* [EXERCISE]: Output the full listing below exactly, without the pictures.

-------- MATERIAL --------

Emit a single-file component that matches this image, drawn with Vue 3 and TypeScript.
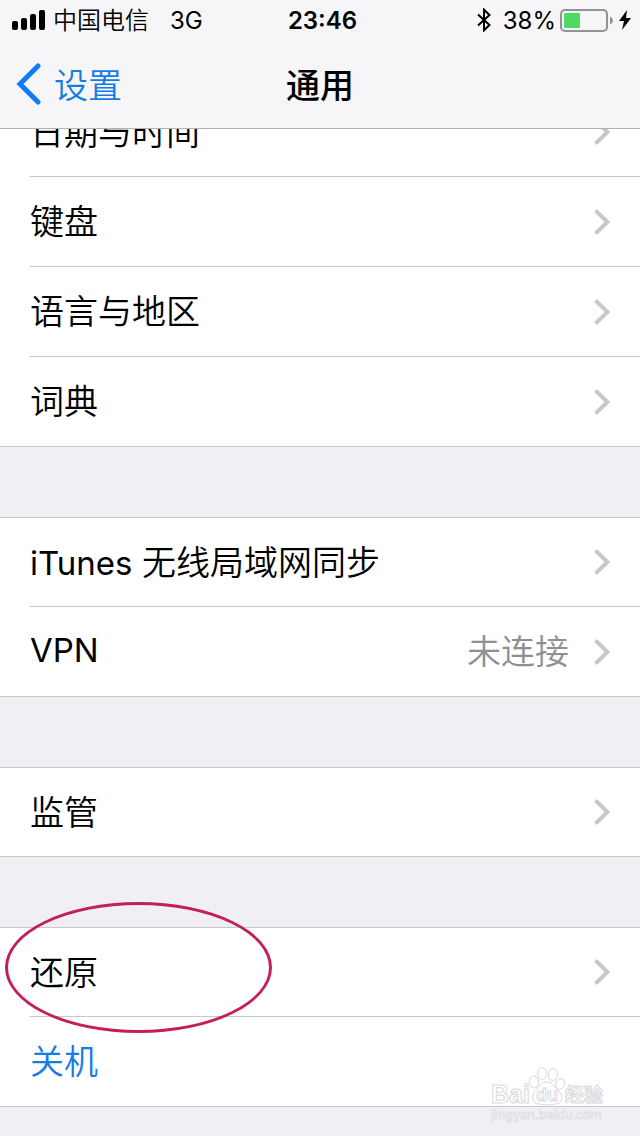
<script setup lang="ts">
interface Row {
  latin?: string
  label?: string
  value?: string
  action?: boolean
  marked?: boolean
}

const groups: Row[][] = [
  [
    { label: '日期与时间' },
    { label: '键盘' },
    { label: '语言与地区' },
    { label: '词典' },
  ],
  [{ latin: 'iTunes', label: ' 无线局域网同步' }, { latin: 'VPN', value: '未连接' }],
  [{ label: '监管' }],
  [{ label: '还原', marked: true }, { label: '关机', action: true }],
]
</script>

<template>
  <div class="page">
    <header class="header">
      <div class="status">
        <div class="status-side">
          <svg class="signal" viewBox="0 0 33 20" aria-hidden="true">
            <rect x="0" y="11" width="6" height="9" rx="2" />
            <rect x="9" y="8" width="6" height="12" rx="2" />
            <rect x="18" y="4" width="6" height="16" rx="2" />
            <rect x="27" y="0" width="6" height="20" rx="2" />
          </svg>
          <span class="carrier">中国电信</span>
          <span>3G</span>
        </div>
        <time class="clock">23:46</time>
        <div class="status-side status-right">
          <svg class="bluetooth" viewBox="0 0 14 24" aria-hidden="true">
            <path d="M1 6.5 L12.5 17 L7 22.3 V1.7 L12.5 7 L1 17.5" />
          </svg>
          <span class="percent">38%</span>
          <svg class="battery" viewBox="0 0 53 23" aria-hidden="true">
            <rect class="shell" x="1" y="1" width="46" height="21" rx="4" />
            <rect class="charge" x="4" y="4" width="16" height="15" rx="1" />
            <path class="nub" d="M50 7.5 Q53 9 53 11.5 Q53 14 50 15.5 Z" />
          </svg>
          <svg class="bolt" viewBox="0 0 12 20" aria-hidden="true">
            <path d="M8 0 L0 11 H5 L3 20 L12 8 H7 Z" />
          </svg>
        </div>
      </div>
      <nav class="nav">
        <a class="back" href="#settings">
          <svg class="back-icon" viewBox="0 0 26 42" aria-hidden="true">
            <path d="M22 3 L4 21 L22 39" />
          </svg>
          <span>设置</span>
        </a>
        <h1 class="title">通用</h1>
      </nav>
    </header>

    <main class="content">
      <ul v-for="(group, index) in groups" :key="index" class="group">
        <li v-for="(row, position) in group" :key="position" class="item">
          <button type="button" class="row" :class="{ action: row.action }">
            <span class="label"><span v-if="row.latin" class="latin">{{ row.latin }}</span>{{ row.label }}</span>
            <span v-if="row.value" class="value">{{ row.value }}</span>
            <svg v-if="!row.action" class="chevron" viewBox="0 0 16 26" aria-hidden="true">
              <path d="M1.5 1.5 L13.5 13 L1.5 24.5" />
            </svg>
          </button>
          <span v-if="row.marked" class="ring"></span>
          <svg v-if="row.action" class="watermark" viewBox="0 0 120 56" aria-hidden="true">
            <g>
              <ellipse cx="43" cy="15" rx="4.5" ry="6" transform="rotate(-12 43 15)" />
              <ellipse cx="51" cy="6.5" rx="4.5" ry="6" />
              <ellipse cx="62" cy="7.5" rx="4.5" ry="6" transform="rotate(12 62 7.5)" />
              <ellipse cx="69" cy="17" rx="4.5" ry="5.5" transform="rotate(25 69 17)" />
              <path d="M56 15 C50 15 49 20 45 23 C40 27 40 37 48 37 C52 38 61 38 64 37 C73 37 72 27 67 23 C63 20 62 15 56 15 Z" />
            </g>
            <text class="brand" x="0" y="36">Bai</text>
            <text class="du" x="45" y="34">du</text>
            <text class="cn" x="74" y="35">经验</text>
            <text class="site" x="0" y="52">jingyan.baidu.com</text>
          </svg>
        </li>
      </ul>
    </main>
  </div>
</template>

<style>
body {
  margin: 0;
  background: #efeff4;
}
</style>

<style scoped>
.page {
  min-height: 100vh;
  box-sizing: border-box;
  background: #efeff4;
  color: #000;
  font-family: Inter, "Noto Sans CJK SC", sans-serif;
  font-size: 34px;
}

.header {
  position: sticky;
  top: 0;
  z-index: 2;
  background: #f6f6f8;
  border-bottom: 1px solid #b2b2b4;
}

.status {
  display: grid;
  grid-template-columns: 1fr auto 1fr;
  align-items: center;
  height: 40px;
  padding: 0 9px 0 12px;
  font-size: 24px;
  line-height: 42px;
}

.status-side {
  display: flex;
  align-items: center;
}

.status-side svg {
  margin-bottom: 2px;
}

.status-right {
  justify-content: flex-end;
}

.signal {
  width: 33px;
  height: 20px;
  margin-right: 8px;
}

.carrier {
  margin-right: 21px;
  font-weight: 350;
}

.clock {
  padding-left: 2px;
  font-weight: 600;
}

.bluetooth {
  width: 14px;
  height: 24px;
  margin-right: 12px;
  fill: none;
  stroke: #000;
  stroke-width: 2;
}

.percent {
  margin-right: 4px;
}

.battery {
  width: 53px;
  height: 23px;
  margin-right: 6px;
}

.shell {
  fill: none;
  stroke: #929294;
  stroke-width: 2;
}

.charge {
  fill: #4cd964;
}

.nub {
  fill: #929294;
}

.bolt {
  width: 12px;
  height: 20px;
}

.nav {
  display: grid;
  grid-template-columns: 1fr auto 1fr;
  align-items: center;
  height: 88px;
  padding: 0 16px;
}

.back {
  display: flex;
  align-items: center;
  gap: 12px;
  color: #147ce6;
  font-weight: 350;
  text-decoration: none;
}

.back span,
.title {
  padding-bottom: 2px;
}

.label,
.value {
  padding-bottom: 4px;
}

.back-icon {
  width: 26px;
  height: 42px;
  fill: none;
  stroke: #0f7bf8;
  stroke-width: 5;
  stroke-linecap: round;
}

.title {
  margin: 0;
  font-size: 34px;
  font-weight: 500;
}

.content {
  display: flex;
  flex-direction: column;
  gap: 70px;
  margin-top: -42px;
  padding-bottom: 29px;
}

.group {
  margin: 0;
  padding: 0;
  list-style: none;
  background: #fff;
}

.item {
  position: relative;
  display: flex;
  box-sizing: border-box;
  height: 90px;
  padding-left: 30px;
}

.item:first-child {
  border-top: 1px solid #c8c7cc;
}

.item:last-child {
  border-bottom: 1px solid #c8c7cc;
}

.row {
  display: flex;
  flex: 1;
  align-items: center;
  box-sizing: border-box;
  padding: 0 30px 0 0;
  border: 0;
  border-bottom: 1px solid #c8c7cc;
  background: none;
  color: #000;
  font: inherit;
  font-weight: 350;
  text-align: left;
}

.item:last-child .row {
  border-bottom: 0;
}

.row.action {
  color: #147ce6;
}

.label {
  flex: 1;
  white-space: pre-wrap;
}

.latin {
  font-size: 33px;
  font-weight: 400;
}

.value {
  margin-right: 25px;
  color: #8e8e93;
}

.chevron {
  width: 16px;
  height: 26px;
  fill: none;
  stroke: #c7c7cc;
  stroke-width: 4;
}

.ring {
  position: absolute;
  z-index: 1;
  top: -26px;
  left: 5px;
  box-sizing: border-box;
  width: 267px;
  height: 131px;
  border: 3px solid #c41e5c;
  border-radius: 50%;
  pointer-events: none;
}

.watermark {
  position: absolute;
  top: 50px;
  right: 29px;
  width: 120px;
  height: 56px;
  overflow: visible;
  fill: #fff;
  stroke: #d9d9dc;
  stroke-width: 1;
  pointer-events: none;
}

.brand {
  font-family: "Liberation Sans", sans-serif;
  font-size: 25px;
  font-weight: 700;
}

.cn {
  font-family: "Noto Sans CJK SC", sans-serif;
  font-size: 19px;
  font-weight: 700;
}

.du {
  font-family: "Liberation Sans", sans-serif;
  font-size: 18px;
  font-weight: 700;
}

.site {
  font-family: "DejaVu Sans", sans-serif;
  font-size: 12px;
  fill: #f7f7fa;
  stroke: #e2e2e6;
}
</style>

--------

* [WRITTEN REPLY]:
Emit a single-file component that matches this image, drawn with Vue 3 and TypeScript.
<script setup lang="ts">
interface Row {
  latin?: string
  label?: string
  value?: string
  action?: boolean
  marked?: boolean
}

const groups: Row[][] = [
  [
    { label: '日期与时间' },
    { label: '键盘' },
    { label: '语言与地区' },
    { label: '词典' },
  ],
  [{ latin: 'iTunes', label: ' 无线局域网同步' }, { latin: 'VPN', value: '未连接' }],
  [{ label: '监管' }],
  [{ label: '还原', marked: true }, { label: '关机', action: true }],
]
</script>

<template>
  <div class="page">
    <header class="header">
      <div class="status">
        <div class="status-side">
          <svg class="signal" viewBox="0 0 33 20" aria-hidden="true">
            <rect x="0" y="11" width="6" height="9" rx="2" />
            <rect x="9" y="8" width="6" height="12" rx="2" />
            <rect x="18" y="4" width="6" height="16" rx="2" />
            <rect x="27" y="0" width="6" height="20" rx="2" />
          </svg>
          <span class="carrier">中国电信</span>
          <span>3G</span>
        </div>
        <time class="clock">23:46</time>
        <div class="status-side status-right">
          <svg class="bluetooth" viewBox="0 0 14 24" aria-hidden="true">
            <path d="M1 6.5 L12.5 17 L7 22.3 V1.7 L12.5 7 L1 17.5" />
          </svg>
          <span class="percent">38%</span>
          <svg class="battery" viewBox="0 0 53 23" aria-hidden="true">
            <rect class="shell" x="1" y="1" width="46" height="21" rx="4" />
            <rect class="charge" x="4" y="4" width="16" height="15" rx="1" />
            <path class="nub" d="M50 7.5 Q53 9 53 11.5 Q53 14 50 15.5 Z" />
          </svg>
          <svg class="bolt" viewBox="0 0 12 20" aria-hidden="true">
            <path d="M8 0 L0 11 H5 L3 20 L12 8 H7 Z" />
          </svg>
        </div>
      </div>
      <nav class="nav">
        <a class="back" href="#settings">
          <svg class="back-icon" viewBox="0 0 26 42" aria-hidden="true">
            <path d="M22 3 L4 21 L22 39" />
          </svg>
          <span>设置</span>
        </a>
        <h1 class="title">通用</h1>
      </nav>
    </header>

    <main class="content">
      <ul v-for="(group, index) in groups" :key="index" class="group">
        <li v-for="(row, position) in group" :key="position" class="item">
          <button type="button" class="row" :class="{ action: row.action }">
            <span class="label"><span v-if="row.latin" class="latin">{{ row.latin }}</span>{{ row.label }}</span>
            <span v-if="row.value" class="value">{{ row.value }}</span>
            <svg v-if="!row.action" class="chevron" viewBox="0 0 16 26" aria-hidden="true">
              <path d="M1.5 1.5 L13.5 13 L1.5 24.5" />
            </svg>
          </button>
          <span v-if="row.marked" class="ring"></span>
          <svg v-if="row.action" class="watermark" viewBox="0 0 120 56" aria-hidden="true">
            <g>
              <ellipse cx="43" cy="15" rx="4.5" ry="6" transform="rotate(-12 43 15)" />
              <ellipse cx="51" cy="6.5" rx="4.5" ry="6" />
              <ellipse cx="62" cy="7.5" rx="4.5" ry="6" transform="rotate(12 62 7.5)" />
              <ellipse cx="69" cy="17" rx="4.5" ry="5.5" transform="rotate(25 69 17)" />
              <path d="M56 15 C50 15 49 20 45 23 C40 27 40 37 48 37 C52 38 61 38 64 37 C73 37 72 27 67 23 C63 20 62 15 56 15 Z" />
            </g>
            <text class="brand" x="0" y="36">Bai</text>
            <text class="du" x="45" y="34">du</text>
            <text class="cn" x="74" y="35">经验</text>
            <text class="site" x="0" y="52">jingyan.baidu.com</text>
          </svg>
        </li>
      </ul>
    </main>
  </div>
</template>

<style>
body {
  margin: 0;
  background: #efeff4;
}
</style>

<style scoped>
.page {
  min-height: 100vh;
  box-sizing: border-box;
  background: #efeff4;
  color: #000;
  font-family: Inter, "Noto Sans CJK SC", sans-serif;
  font-size: 34px;
}

.header {
  position: sticky;
  top: 0;
  z-index: 2;
  background: #f6f6f8;
  border-bottom: 1px solid #b2b2b4;
}

.status {
  display: grid;
  grid-template-columns: 1fr auto 1fr;
  align-items: center;
  height: 40px;
  padding: 0 9px 0 12px;
  font-size: 24px;
  line-height: 42px;
}

.status-side {
  display: flex;
  align-items: center;
}

.status-side svg {
  margin-bottom: 2px;
}

.status-right {
  justify-content: flex-end;
}

.signal {
  width: 33px;
  height: 20px;
  margin-right: 8px;
}

.carrier {
  margin-right: 21px;
  font-weight: 350;
}

.clock {
  padding-left: 2px;
  font-weight: 600;
}

.bluetooth {
  width: 14px;
  height: 24px;
  margin-right: 12px;
  fill: none;
  stroke: #000;
  stroke-width: 2;
}

.percent {
  margin-right: 4px;
}

.battery {
  width: 53px;
  height: 23px;
  margin-right: 6px;
}

.shell {
  fill: none;
  stroke: #929294;
  stroke-width: 2;
}

.charge {
  fill: #4cd964;
}

.nub {
  fill: #929294;
}

.bolt {
  width: 12px;
  height: 20px;
}

.nav {
  display: grid;
  grid-template-columns: 1fr auto 1fr;
  align-items: center;
  height: 88px;
  padding: 0 16px;
}

.back {
  display: flex;
  align-items: center;
  gap: 12px;
  color: #147ce6;
  font-weight: 350;
  text-decoration: none;
}

.back span,
.title {
  padding-bottom: 2px;
}

.label,
.value {
  padding-bottom: 4px;
}

.back-icon {
  width: 26px;
  height: 42px;
  fill: none;
  stroke: #0f7bf8;
  stroke-width: 5;
  stroke-linecap: round;
}

.title {
  margin: 0;
  font-size: 34px;
  font-weight: 500;
}

.content {
  display: flex;
  flex-direction: column;
  gap: 70px;
  margin-top: -42px;
  padding-bottom: 29px;
}

.group {
  margin: 0;
  padding: 0;
  list-style: none;
  background: #fff;
}

.item {
  position: relative;
  display: flex;
  box-sizing: border-box;
  height: 90px;
  padding-left: 30px;
}

.item:first-child {
  border-top: 1px solid #c8c7cc;
}

.item:last-child {
  border-bottom: 1px solid #c8c7cc;
}

.row {
  display: flex;
  flex: 1;
  align-items: center;
  box-sizing: border-box;
  padding: 0 30px 0 0;
  border: 0;
  border-bottom: 1px solid #c8c7cc;
  background: none;
  color: #000;
  font: inherit;
  font-weight: 350;
  text-align: left;
}

.item:last-child .row {
  border-bottom: 0;
}

.row.action {
  color: #147ce6;
}

.label {
  flex: 1;
  white-space: pre-wrap;
}

.latin {
  font-size: 33px;
  font-weight: 400;
}

.value {
  margin-right: 25px;
  color: #8e8e93;
}

.chevron {
  width: 16px;
  height: 26px;
  fill: none;
  stroke: #c7c7cc;
  stroke-width: 4;
}

.ring {
  position: absolute;
  z-index: 1;
  top: -26px;
  left: 5px;
  box-sizing: border-box;
  width: 267px;
  height: 131px;
  border: 3px solid #c41e5c;
  border-radius: 50%;
  pointer-events: none;
}

.watermark {
  position: absolute;
  top: 50px;
  right: 29px;
  width: 120px;
  height: 56px;
  overflow: visible;
  fill: #fff;
  stroke: #d9d9dc;
  stroke-width: 1;
  pointer-events: none;
}

.brand {
  font-family: "Liberation Sans", sans-serif;
  font-size: 25px;
  font-weight: 700;
}

.cn {
  font-family: "Noto Sans CJK SC", sans-serif;
  font-size: 19px;
  font-weight: 700;
}

.du {
  font-family: "Liberation Sans", sans-serif;
  font-size: 18px;
  font-weight: 700;
}

.site {
  font-family: "DejaVu Sans", sans-serif;
  font-size: 12px;
  fill: #f7f7fa;
  stroke: #e2e2e6;
}
</style>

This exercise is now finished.